This course will introduce students to Indigenous legal traditions that recognize the inherent laws that identified the leadership strengths and responsibilities of Indigenous women. This course will also introduce the imposition of colonial law that has had an impact upon Indigenous lives, including Indigenous women’s lives. Canada has defined Aboriginal peoples in the Constitution Act, 1982, s. 35 (1) as “Indians, Metis and Inuit” peoples. “Indians” have been renamed as “First Nations”. The focus of the second part of this course is to also understand how Canadian laws have impacted the lives of Indigenous women aka “First Nations” women. The focus of the third section of the course is to understand teachings directly from the International Council of Thirteen Indigenous Grandmothers and to understand these teachings as Indigenous legal traditions. 


Kawaskimhon “To Speak With Knowledge” Aboriginal Moot

Credits: 4

The University of Windsor, Faculty of Law, has participated in the Kawaskimhon Aboriginal Moot for over 12 years.

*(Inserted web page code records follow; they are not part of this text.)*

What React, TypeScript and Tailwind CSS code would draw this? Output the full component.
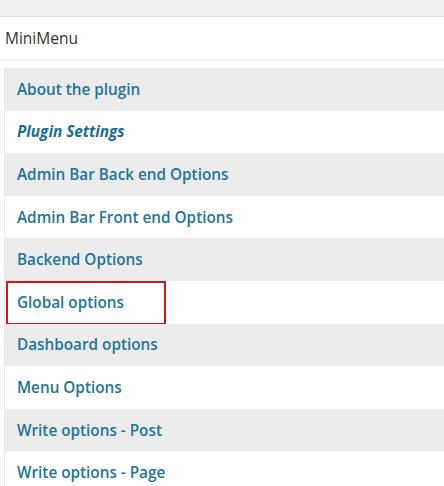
const items = [
  { label: "About the plugin" },
  { label: "Plugin Settings", current: true },
  { label: "Admin Bar Back end Options" },
  { label: "Admin Bar Front end Options" },
  { label: "Backend Options" },
  { label: "Global options", marked: true },
  { label: "Dashboard options" },
  { label: "Menu Options" },
  { label: "Write options - Post" },
  { label: "Write options - Page" },
];

const App = () => {
  return (
    <div className="h-[486px] w-[444px] overflow-hidden bg-white font-['Open_Sans',sans-serif]">
      <div className="h-[17px] border-b border-[#e4e4e4] bg-[#f0f0f0]" />
      <div className="flex h-[44px] items-center border-b-2 border-[#f1f1f1] px-[5px] pt-[2px] text-[15.5px] text-[#333]">
        MiniMenu
      </div>
      <div className="h-[7px]" />
      <ul className="ml-[4px] border-l border-[#e8e8e8]">
        {items.map((item, i) => (
          <li
            key={item.label}
            className={
              "relative flex h-[42.6px] items-center pl-[12px] text-[15.3px] font-semibold text-[#21759b] " +
              (i % 2 === 0 ? "bg-[#ececec]" : "bg-white")
            }
          >
            <span className={item.current ? "italic font-bold text-[#1a6d93]" : ""}>
              {item.label}
            </span>
            {item.marked && (
              <div className="absolute left-[1px] top-0 h-[44px] w-[160px] border-2 border-[#d3161e]" />
            )}
          </li>
        ))}
      </ul>
    </div>
  );
};

export default App;
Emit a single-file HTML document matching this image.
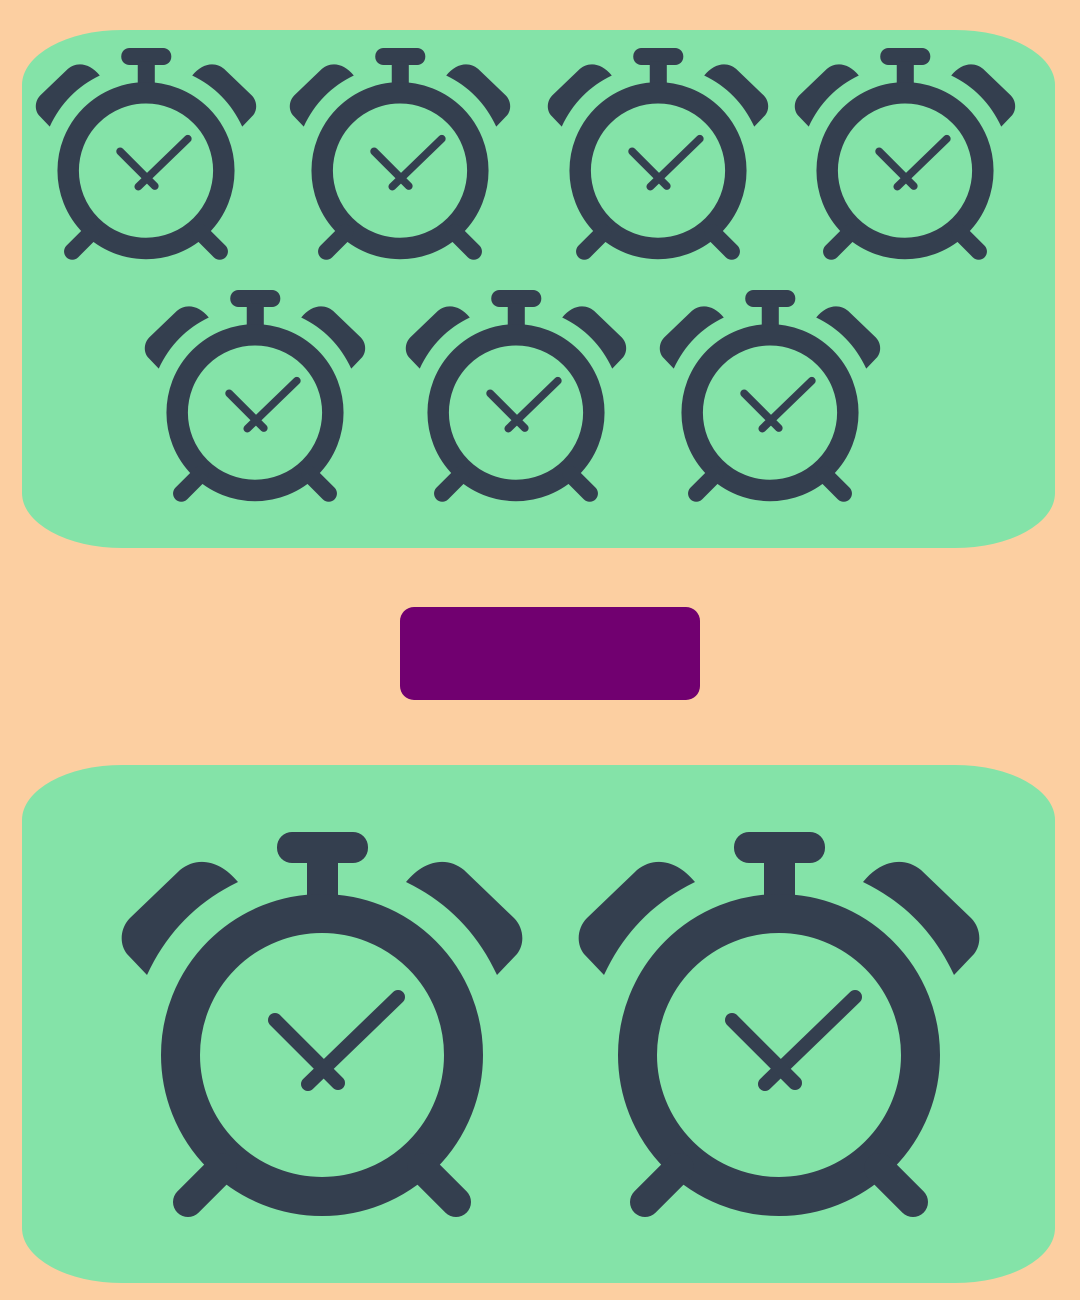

Around 15 law schools from across the country participate in peaceful negotiation and consensus-building, rather than adversarial competition, conducted in accordance with Aboriginal customs. Participation in this moot is open to second- and third-year law students, and is a four (4) credit course, applied in the Winter Term. 

The Kawaskimhon Aboriginal Moot will be held virtually in March 2021. The format of Kawaskimhon, which is a Cree word meaning “to speak with knowledge,” encourages students to bring their unique personal perspectives to bear on a collective problem affecting Aboriginal peoples and to work toward a mutual consensus. There are no competitive awards, but the moot is invaluable in giving Aboriginal students and students interested in Aboriginal law an opportunity to forge bonds with each other and deepen their understanding of Aboriginal legal issues. 

Indigenous Peoples, Art and Human Rights (08-98-971-64)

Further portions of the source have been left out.